A rough outline follows:

  • Session I In this part of the tutorial we plan to cover the foundations of cloud TE through the introductory lecture. This will be followed by an in-depth discussion on challenges faced by practioners who deploy and maintain large TE systems.

  • Session II In the second part of the tutorial we will discuss recent learning-based approaches towards TE and a hands-on session to learn how to implement and solve state-of-the-art TE algorithms.

Audience Expectations and Prerequisites

The hands-on portion of this tutorial will use Python3 and a convex optimization library, CVXPY that installs automatically using pip. Several days before the tutorial, we will share a Github repository with the Jupyter notebooks containing starter code. The hands-on portion is predicated upon Jupyter notebook environments being widely used and easy to access or install.

Organizers

  • Rachee Singh

    Microsoft

    • Bio:

      Rachee Singh is a researcher in the office of the CTO at Azure for Operators. Her work improves the cost and performance of wide-area networks across the layers of the networking stack. She holds a Ph.D. from the University of Massachusetts, Amherst and was a 2018 Systems and Networking Google PhD fellow. She was selected as a rising star in networking and communications by N2Women. In a previous life, she implemented routing protocols for Ethernet switches at Arista Networks.


  • Nikolaj Bjørner

    Microsoft Research

    • Bio:

      Nikolaj Bjørner is a researcher at Microsoft Research, Redmond, working in the area of automated theorem proving and Software Engineering. His main line of work is around the SMT solver Z3 with applications in Network Verification. His work around Z3 has been the basis for awards at ACM SIGPLAN, ETAPS, TACAS and the CADE Herbrand Award. He received his Ph.D. degree in computer science from Stanford University.


  • Michael Schapira

    Hebrew University of Jerusalem

    • Bio:

      Michael Schapira is a Professor of Computer Science at the Hebrew University of Jerusalem. Prior to joining Hebrew U, he was a postdoctoral researcher at UC Berkeley, Yale, and Princeton and a visiting scientist at Google NYC. His current research interests lie at the intersection of computer networking and machine learning. has been awarded the Wolf Foundation's Krill Prize, faculty research awards from Microsoft, Google, and Facebook, the ERC Starting Grant, IETF/IRTF Applied Networking Research Prizes, and the IEEE Communications Society William R. Bennett Prize. He holds a B.Sc. in Math and CS, a B.A. in Humanities, and a PhD in CS from the Hebrew U.


References

[1] Sushant Jain, Alok Kumar, Subhasree Mandal, Joon Ong, Leon Poutievski, Arjun Singh, Subbaiah Venkata, Jim Wanderer, Junlan Zhou, Min Zhu, Jon Zolla, Urs Hölzle, Stephen Stuart, and Amin Vahdat. “B4: Experience with a Globally-deployed Software Defined Wan”. In ACM SIGCOMM (2013).

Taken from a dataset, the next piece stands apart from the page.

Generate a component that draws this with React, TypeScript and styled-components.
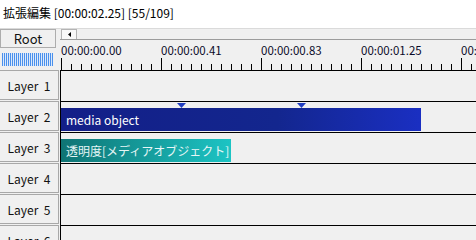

[2] Chi-Yao Hong, Srikanth Kandula, Ratul Mahajan, Ming Zhang, Vijay Gill, Mohan Nanduri, and Roger Wattenhofer. “Achieving High Utilization with Software-driven WAN”. In ACM SIGCOMM (2013).

[3] Hongqiang Harry Liu, Srikanth Kandula, Ratul Mahajan, Ming Zhang, and David Gelernter. “Traffic engineering with forward fault correction”. In ACM SIGCOMM (2014).

[4] David Applegate and Edith Cohen. “Making Intra-Domain Routing Robust to Changing and Uncertain Traffic Demands: Understanding Fundamental Tradeoffs”. In ACM SIGCOMM (2003).

[5] Rachee Singh, Nikolaj Bjørner, Sharon Shoham, Yawei Yin, John Arnold, and Jamie Gaudette. "Cost-effective capacity provisioning in wide area networks with Shoofly". In ACM SIGCOMM (2021).

[6] Rachee Singh, Sharad Agarwal, Matt Calder, Paramvir Bahl . “Cost-effective cloud edge traffic engineering with Cascara”. In USENIX NSDI (2021).

[7] Rachee Singh, Manya Ghobadi, Klaus-Tycho Foerster, Mark Filer, and Phillipa Gill. “RADWAN: Rate Adaptive Wide Area Network”. In ACM SIGCOMM (2018).